Employing 2,000 people and located in Yokahama, Miyago Co., Ltd., is one of Japan’s largest building service contractors, providing custodial services to many premier public, office and retail spaces.

After 25 years as a successful businessman, Kazuhiro Matoba, the chairman of Miyago, decided to ask his customers how well they thought he was doing. With the guidance of a research firm, he organized a customer-satisfaction survey. The results surprised him, his reaction startled his customers, and the result was a 35 percent increase in revenue.

Miyago employed the firm to study 180 large customers, including bus terminals, grocery chains, retail outlets and office buildings. The firm divided responses into five basic groupings: Totally satisfied (TS), somewhat satisfied (SS), somewhat dissatisfied (SD), totally dissatisfied (TD), as well as no opinion.

Typically, when customers answer questions with a TS response, their relationship with the company is clear — there is, effectively, little or no room for improvement. An SS answer, however, indicates that something is not quite right with the relationship and improvements are required, whereas an SD customer needs even more improvement. A TD response indicates that the customer is about to make, or has already made, another vendor choice.

The first survey showed only 11 percent of Miyago’s customers were totally satisfied overall. Studies also demonstrated that TS Miyago clients are twice as likely to repurchase as customers who say they are only somewhat satisfied. Likewise, that same TS customer is 3.5 times more likely to recommend Miyago to a business associate than is one of their SS customers.

From “what” to “why”
Once the Miyago team realized that these customer groups had distinct purchasing habits, they needed to identify what attributes drive satisfaction and the level of impact each attribute has upon increasing or decreasing overall satisfaction.

To do this, the research firm employed a technology called neural network analysis. Neural networks are a type of system that simulates many of the abilities of the human brain; in this case, the network was able to identify, prioritize and quantify the relative impact that altering various attributes, such as sales, service or pricing, will have on overall satisfaction. This brought the survey from “what” customers think to “why.”

Early on, the neural network identified three attributes that had considerable impact upon the satisfaction levels of Miyago’s customers — commitment from Miyago management had the most significant impact, followed by quality of services and ease of doing business.

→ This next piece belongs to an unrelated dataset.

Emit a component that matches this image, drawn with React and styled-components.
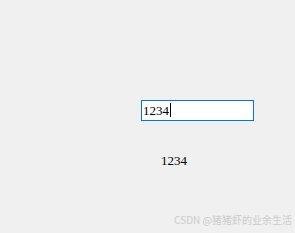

When Matoba saw that his customers did not feel that Miyago’s management was committed to their success, he took immediate action. He spent the next three months visiting each of the 180 customers to discuss the results of the survey and to personally commit his team’s dedication to Miyago’s customers.

One year later, after Matoba’s tour, the TS group increased to 48 percent and revenue increased by 9 percent. Relentlessly, Matoba persisted with his customer visits. The survey results the next year showed substantial increases. The “Totally Satisfied” segment rose to 67 percent and revenue increased by an additional 18 percent; four years after the surveys began, the total-satisfaction segment has reached 78 percent, with revenue increases of 35 percent.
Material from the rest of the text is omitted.